One might argue that the cash value component of whole life insurance adds a layer of benefit. However, Ramsey believes that in many instances, policyholders pay inflated premiums for limited returns. A typical example is seeing someone lock themselves into a lifelong commitment, yet they are essentially investing in a savings account that often yields sub-par growth compared to traditional investment vehicles. This can lead individuals to miss out on earning greater returns in avenues like stocks or bonds.
Furthermore, Ramsey points out that universal life insurance often comes with adjustable premiums. While flexibility may appear appealing, it can actually introduce uncertainty into one’s financial planning. People can find themselves overwhelmed by the prospect of rising costs or complicated policy adjustments.
Overall, Ramsey promotes taking the time to understand the various types of life insurance available. He wants to equip consumers with knowledge to make informed and beneficial choices. His goal is to urge people to select options with clear benefits and expect transparency in their insurance plans, ultimately ensuring that they are making sound decisions rooted in their financial reality.
Determining the Right Coverage Amount
Getting the right coverage amount is crucial when it comes to life insurance. It’s not just about choosing a number that sounds good on paper; this figure should carry weight and meaning. It's a reflection of your financial responsibilities and your family's future stability. Underinsuring can lead to devastating consequences, while overinsuring might place unnecessary financial strain on your budget. Understanding the right amount means looking at your life holistically.

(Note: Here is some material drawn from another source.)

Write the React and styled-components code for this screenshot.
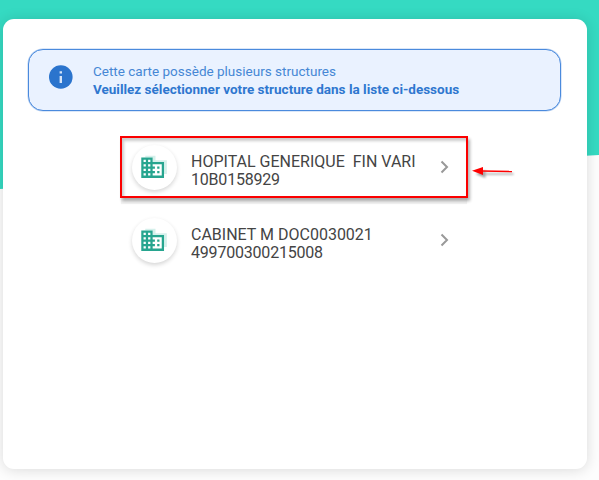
import React from "react";
import styled, { createGlobalStyle } from "styled-components";

const GlobalStyle = createGlobalStyle`
  * { box-sizing: border-box; }
  body { margin: 0; overflow: hidden; font-family: Roboto, "Liberation Sans", sans-serif; }
`;

const Page = styled.main`
  display: grid;
  width: 599px;
  height: 480px;
  overflow: hidden;
  background: #fdfdfd;
`;

const Backdrop = styled.div`
  grid-area: 1 / 1;
  height: 190px;
  background: #35dac2;
  clip-path: polygon(0 0, 100% 0, 100% 155px, 0 189px);
`;

const Card = styled.section`
  grid-area: 1 / 1;
  position: relative;
  width: 584px;
  height: 450px;
  margin: 19px 0 0 3px;
  padding: 30px 25px;
  border-radius: 11px;
  background: #fff;
  box-shadow: 0 1px 14px rgba(0, 0, 0, 0.14);
`;

const Notice = styled.div`
  display: flex;
  width: 532.5px;
  height: 62px;
  margin-left: 0.4px;
  padding: 13px 18.6px;
  gap: 19px;
  border: 1px solid #4a8add;
  box-shadow: 0 0 0 0.5px rgba(74, 138, 221, 0.4);
  border-radius: 15px;
  background: #eaf2ff;
`;

const InfoIcon = styled.svg`
  width: 26px;
  height: 26px;
  flex: none;
`;

const NoticeText = styled.div`
  margin-top: -1px;
  font-size: 13.5px;
  line-height: 18px;
  white-space: nowrap;
`;

const NoticeLine = styled.div`
  color: #4687d5;
`;

const NoticeStrong = styled(NoticeLine)`
  font-weight: 700;
  color: #2f77cf;
`;

const List = styled.div`
  display: flex;
  flex-direction: column;
  width: 348px;
  margin: 25px 0 0 92px;
  gap: 11px;
`;

const Row = styled.div`
  display: flex;
  align-items: center;
  height: 62px;
  padding: 1px 10px 0 10px;
  border: 2px solid ${(p) => (p.$highlighted ? "#fb0000" : "transparent")};
  box-shadow: ${(p) =>
    p.$highlighted
      ? "2px 3px 3px rgba(0,0,0,.3), inset 2px 3px 3px rgba(0,0,0,.2), 0 7px 1px -1px rgba(0,0,0,.05)"
      : "none"};
`;

const Avatar = styled.div`
  display: grid;
  place-items: center;
  width: 45px;
  height: 45px;
  flex: none;
  border-radius: 50%;
  background: #fff;
  box-shadow: 0 2px 4px rgba(0, 0, 0, 0.17);
`;

const Building = styled.svg`
  width: 27.3px;
  height: 27.3px;
  margin-left: -3px;
  margin-top: 1px;
  overflow: visible;
`;

const Label = styled.div`
  flex: 1;
  margin: 7px 0 0 14px;
  font-size: 16px;
  line-height: 18px;
  color: #444;
  white-space: pre;
`;

const StructureName = styled.div``;

const StructureId = styled.div`
  letter-spacing: -0.2px;
`;

const Chevron = styled.svg`
  width: 9px;
  height: 14px;
  margin: -1px 7px 0 0;
  flex: none;
`;

const Arrow = styled.svg`
  position: absolute;
  left: 467px;
  top: 144px;
  width: 50px;
  height: 18px;
`;

const ArrowShadow = styled.g`
  filter: blur(0.8px);
  opacity: 0.35;
`;

const structures = [
  { name: "HOPITAL GENERIQUE  FIN VARI", id: "10B0158929", highlighted: true },
  { name: "CABINET M DOC0030021", id: "499700300215008" },
];

function BuildingIcon() {
  return (
    <Building viewBox="0 0 24 24">
      <path d="M5.500 1.500H14.500v4H24.500V17.500H5.500z" fill="#d5f0eb" />
      <path d="M2 3h10v4h10v14H2z" fill="#fff" />
      <path
        fill="#27a58f"
        d="M12 7V3H2v18h20V7H12zM6 19H4v-2h2v2zm0-4H4v-2h2v2zm0-4H4V9h2v2zm0-4H4V5h2v2zm4 12H8v-2h2v2zm0-4H8v-2h2v2zm0-4H8V9h2v2zm0-4H8V5h2v2zm10 12h-8v-2h2v-2h-2v-2h2v-2h-2V9h8v10zm-2-8h-2v2h2v-2zm0 4h-2v2h2v-2z"
      />
    </Building>
  );
}

function StructureRow({ name, id, highlighted }) {
  return (
    <Row $highlighted={highlighted}>
      <Avatar>
        <BuildingIcon />
      </Avatar>
      <Label>
        <StructureName>{name}</StructureName>
        <StructureId>{id}</StructureId>
      </Label>
      <Chevron viewBox="0 0 9 14">
        <path d="M1.500 1.500 7 7l-5.500 5.500" fill="none" stroke="#999" strokeWidth="2" />
      </Chevron>
    </Row>
  );
}

export default function App() {
  return (
    <>
      <GlobalStyle />
      <Page>
        <Backdrop />
        <Card>
          <Notice>
            <InfoIcon viewBox="0 0 26 26">
              <circle cx="12.800" cy="14" r="11.800" fill="#2b74cd" />
              <path d="M11.600 8.200h2.400v2.400h-2.400zM11.600 13h2.400v7h-2.400z" fill="#d5e4f8" />
            </InfoIcon>
            <NoticeText>
              <NoticeLine>Cette carte possède plusieurs structures</NoticeLine>
              <NoticeStrong>Veuillez sélectionner votre structure dans la liste ci-dessous</NoticeStrong>
            </NoticeText>
          </Notice>
          <List>
            {structures.map((s) => (
              <StructureRow key={s.id} {...s} />
            ))}
          </List>
          <Arrow viewBox="0 0 50 18">
            <ArrowShadow transform="translate(2.500 3)">
              <path d="M12 8h29" stroke="#000" strokeWidth="1.500" />
              <path d="M3 8 13 4v8z" />
            </ArrowShadow>
            <path d="M12 8l30 .5" stroke="#f00" strokeWidth="1.500" />
            <path d="M2 7.700 13 4v8z" fill="#f00" />
          </Arrow>
        </Card>
      </Page>
    </>
  );
}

For many folks, determining the right coverage amount can feel like shooting darts in the dark. However, a thoughtful approach can bring clarity. This analysis will look at the factors that influence coverage needs and provide guidelines for effective calculations.
Factors Influencing Coverage Needs
Several elements come into play when deciding how much life insurance you need. These factors are not one-size-fits-all, but understanding them helps tailor a plan that meets distinct circumstances.
- Income Replacement: One of the primary objectives of life insurance is to replace income. If you are the sole breadwinner, consider how long your family would need your income. A general guideline is ten to twelve times your annual salary.
- Debt Obligations: Make a tally of your current debts, such as mortgages, car loans, and student loans. Your coverage should be able to cover these balances to prevent your loved ones from inheriting financial burdens.
- Dependents' Needs: If you have children or other dependents, think about their long-term needs such as education costs, healthcare, and daily living expenses. This may adjust the amount significantly upwards.
- Lifestyle Considerations: The kind of lifestyle you want your family to uphold can impact the coverage needed too. If you aspire to maintain a certain standard of living, account for that in your calculations.
The essence of these factors is to provide a safety net for loved ones, should the unforeseen transpire. Diving deep into these considerations ensures a well-rounded and thoughtful approach to your coverage needs.
Common Guidelines for Coverage Calculations
Calculating the right coverage amount might seem daunting, but there are specific guidelines that help break it down into manageable bites. Here are some common methods:
- The DIME Formula: This acronym stands for Debt, Income, Mortgage, and Education. It’s a straightforward way to assess how much coverage is needed:
- Financial Needs Analysis: This is a more comprehensive model that assesses all expenses your family would incur if you were no longer around, including living expenses, future goals, and potential inflation.
- Rule of Thumb: As a quick gauge, many financial advisors suggest having coverage that ranges from 10 to 20 times your annual salary, depending on your liabilities and lifestyle.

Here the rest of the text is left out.